Dans Accidents de la route et inégalités sociales (sous-titré Les morts, les médias et l'État), Mathieu Grossetête fait pièce à l'idée communément admise selon laquelle les accidents de route résultent uniquement de facteurs individuels (dépendant des aptitudes, de l’habileté plus ou moins grande de chacun) et de processus aléatoires (l’accident comme fait purement singulier et imprévisible), bref qu’ils sont seulement livrés à la conjugaison du talent et du hasard. Contre un sens commun flatté par des discours publics irréalistes et, du même coup, réducteurs voire trompeurs, il démontre que les groupes sociaux sont inégaux face à la route. À l’inverse des classes aisées, statistiquement sous-représentées, les classes populaires sont particulièrement touchées, à cause d’un vaste ensemble de paramètres allant, entre autres, des routes qu’elles fréquentent le plus volontiers étant donné la division spatiale, jusqu’à la moindre qualité des véhicules les moins coûteux. La mortalité routière obéit ainsi « à une distribution sociale bien plus qu’au hasard des déplacements individuels ou qu’à des choix volontaires ».

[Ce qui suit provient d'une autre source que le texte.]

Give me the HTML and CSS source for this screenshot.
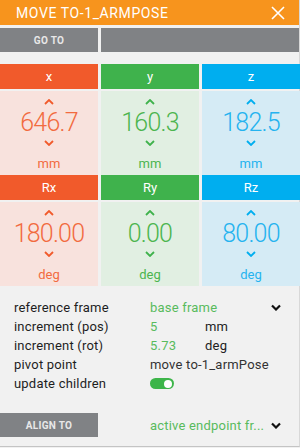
FILE: index.html
```html
<!DOCTYPE html>
<html lang="en">
<head>
<meta charset="UTF-8" />
<title>Move to</title>
<link rel="stylesheet" href="styles.css">
</head>
<body>
<div class="panel">
  <div class="title-bar">
    <span class="title">MOVE TO-1_ARMPOSE</span>
    <svg class="close" width="16" height="16" viewBox="0 0 16 16"><path d="M2 2 L14 14 M14 2 L2 14" stroke="#fff" stroke-width="1.6" fill="none"/></svg>
  </div>

  <div class="btn-row">
    <button class="gray-btn">GO TO</button>
    <div class="gray-fill"></div>
  </div>

  <div class="axes">
    <div class="axis red">
      <div class="axis-head">x</div>
      <div class="axis-body">
        <svg class="caret" viewBox="0 0 10 6"><path d="M1 5 L5 1 L9 5"/></svg>
        <div class="val">646.7</div>
        <svg class="caret" viewBox="0 0 10 6"><path d="M1 1 L5 5 L9 1"/></svg>
        <div class="unit">mm</div>
      </div>
      <div class="axis-head">Rx</div>
      <div class="axis-body">
        <svg class="caret" viewBox="0 0 10 6"><path d="M1 5 L5 1 L9 5"/></svg>
        <div class="val">180.00</div>
        <svg class="caret" viewBox="0 0 10 6"><path d="M1 1 L5 5 L9 1"/></svg>
        <div class="unit">deg</div>
      </div>
    </div>
    <div class="axis green">
      <div class="axis-head">y</div>
      <div class="axis-body">
        <svg class="caret" viewBox="0 0 10 6"><path d="M1 5 L5 1 L9 5"/></svg>
        <div class="val">160.3</div>
        <svg class="caret" viewBox="0 0 10 6"><path d="M1 1 L5 5 L9 1"/></svg>
        <div class="unit">mm</div>
      </div>
      <div class="axis-head">Ry</div>
      <div class="axis-body">
        <svg class="caret" viewBox="0 0 10 6"><path d="M1 5 L5 1 L9 5"/></svg>
        <div class="val">0.00</div>
        <svg class="caret" viewBox="0 0 10 6"><path d="M1 1 L5 5 L9 1"/></svg>
        <div class="unit">deg</div>
      </div>
    </div>
    <div class="axis blue">
      <div class="axis-head">z</div>
      <div class="axis-body">
        <svg class="caret" viewBox="0 0 10 6"><path d="M1 5 L5 1 L9 5"/></svg>
        <div class="val">182.5</div>
        <svg class="caret" viewBox="0 0 10 6"><path d="M1 1 L5 5 L9 1"/></svg>
        <div class="unit">mm</div>
      </div>
      <div class="axis-head">Rz</div>
      <div class="axis-body">
        <svg class="caret" viewBox="0 0 10 6"><path d="M1 5 L5 1 L9 5"/></svg>
        <div class="val">80.00</div>
        <svg class="caret" viewBox="0 0 10 6"><path d="M1 1 L5 5 L9 1"/></svg>
        <div class="unit">deg</div>
      </div>
    </div>
  </div>

  <div class="props">
    <div class="prop">
      <span class="label">reference frame</span>
      <span class="value green-text">base frame</span>
      <svg class="drop" viewBox="0 0 10 6"><path d="M1 1 L5 5 L9 1"/></svg>
    </div>
    <div class="prop">
      <span class="label">increment (pos)</span>
      <span class="value green-text short">5</span>
      <span class="suffix">mm</span>
    </div>
    <div class="prop">
      <span class="label">increment (rot)</span>
      <span class="value green-text short">5.73</span>
      <span class="suffix">deg</span>
    </div>
    <div class="prop">
      <span class="label">pivot point</span>
      <span class="value">move to-1_armPose</span>
    </div>
    <div class="prop">
      <span class="label">update children</span>
      <span class="toggle"><span class="knob"></span></span>
    </div>
  </div>

  <div class="align-row">
    <button class="gray-btn">ALIGN TO</button>
    <span class="value green-text">active endpoint fr...</span>
    <svg class="drop" viewBox="0 0 10 6"><path d="M1 1 L5 5 L9 1"/></svg>
  </div>
</div>
</body>
</html>
```

FILE: styles.css
```css
* {
  box-sizing: border-box;
}
body, html {
  margin: 0;
  padding: 0;
  font-family: Roboto, "Liberation Sans", sans-serif;
  background: #f1f1f1;
}
.panel {
  width: 300px;
  height: 447px;
  background: #f1f1f1;
  border-bottom: 1px solid #c4c4c4;
  border-right: 1px solid #d8d8d8;
}
.title-bar {
  height: 25px;
  background: #f7941d;
  display: flex;
  align-items: center;
  justify-content: space-between;
  padding: 0 13px 0 16px;
}
.title {
  color: #fff;
  font-size: 14px;
  letter-spacing: 0.6px;
}
.close {
  width: 16px;
  height: 16px;
}
.btn-row {
  display: flex;
  gap: 3px;
  margin-top: 3px;
  height: 24px;
}
.gray-btn {
  width: 98px;
  height: 24px;
  border: none;
  background: #808285;
  color: #e8e8e8;
  font-family: Roboto, sans-serif;
  font-size: 10px;
  font-weight: 700;
  letter-spacing: 0.3px;
  padding: 0;
}
.gray-fill {
  flex: 1;
  background: #808285;
}
.axes {
  display: grid;
  grid-template-columns: 98px 98px 98px;
  gap: 3px;
  margin-top: 12px;
}
.axis-head {
  height: 25px;
  line-height: 25px;
  text-align: center;
  color: #fff;
  font-size: 13px;
}
.axis-head + .axis-body {
  margin-top: 2px;
}
.axis-body {
  height: 84px;
  display: flex;
  flex-direction: column;
  align-items: center;
  padding-top: 8px;
}
.caret {
  width: 10px;
  height: 6px;
  fill: none;
  stroke-width: 1.8;
}
.val {
  font-size: 25px;
  font-weight: 300;
  height: 34px;
  line-height: 34px;
  margin: 1px 0 0;
  letter-spacing: -0.8px;
}
.unit {
  font-size: 13px;
  margin-top: 10px;
}
.red .axis-head { background: #f15a2b; }
.red .axis-body { background: #f8e2dd; color: #f26b3f; }
.red .caret { stroke: #f15a2b; }
.green .axis-head { background: #3fb24c; }
.green .axis-body { background: #e1efe2; color: #4cb54f; }
.green .caret { stroke: #3fb24c; }
.blue .axis-head { background: #00aeef; }
.blue .axis-body { background: #d5ebf5; color: #25b3ef; }
.blue .caret { stroke: #00aeef; }
.props {
  padding: 12px 0 0 14px;
}
.prop {
  display: flex;
  align-items: center;
  height: 19px;
  font-size: 13px;
  letter-spacing: 0.2px;
  color: #1e1e1e;
}
.label {
  width: 136px;
}
.value {
  color: #333;
}
.green-text {
  color: #58bb5d;
}
.short {
  width: 55px;
}
.suffix {
  color: #222;
}
.drop {
  width: 10px;
  height: 7px;
  fill: none;
  stroke: #111;
  stroke-width: 2.2;
  margin-left: auto;
  margin-right: 18px;
}
.toggle {
  width: 24px;
  height: 11px;
  border-radius: 6px;
  background: #3db54a;
  display: flex;
  align-items: center;
  justify-content: flex-end;
  padding-right: 2px;
}
.knob {
  width: 8px;
  height: 8px;
  border-radius: 50%;
  background: #fff;
}
.align-row {
  display: flex;
  align-items: center;
  margin-top: 20px;
  font-size: 13px;
  letter-spacing: 0.2px;
}
.align-row .value {
  margin-left: 52px;
}
```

Pour sa part, dans La construction du « talent » (sous-titré Sociologie de la domination des coureurs marocains), Manuel Schotté établit une démonstration voisine sur le terrain sportif. Contre l'idéologie du « don naturel », qui n’envisage le talent que comme une vertu individuelle innée, voire génétique, par conséquent une faculté qui ne peut qu’être constatée et non expliquée, il livre une lecture sociologique approfondie de la performance athlétique. Cette lecture expose tout ce que qu’une performance apparemment solitaire doit à des conditions sociales, à commencer par la structuration du marché sportif international et l’ensemble de discriminations économiques et juridiques qui en sont constitutives et déterminent l’accès à la professionnalisation. C’est ainsi dans le même geste qu’il s’agit de « rendre compte des logiques sociales qui sous-tend la réussite athlétique » et à « dénaturaliser les performances sportives ». Et ce avec d’autant plus de force que la course à pied, qui ne mobilise aucun équipement ni n’oppose apparemment d’obstacle financier, se donne comme un terrain d’élection d’une prouesse pure.

Chacun à leur manière, en s’efforçant pour l’un de « sociologiser le "talent" individuel » et pour l’autre de mettre en relief les « limites sociales du hasard », ces deux ouvrages ont le grand mérite de proposer une analyse sociologique là où on ne l’attend guère et où, de plus, elle heurte frontalement des visions spontanément inclinées à ne voir que des circonstances individuelles là où sont en fait à l’oeuvre, montrent les deux auteurs, des rapports de probabilité et des mécanismes de sélection sociale. On est alors particulièrement curieux de savoir comment ces travaux pourront être lus et reçus non seulement par les conducteurs et sportifs ordinaires, mais par les tenants des discours officiels et/ou dominants.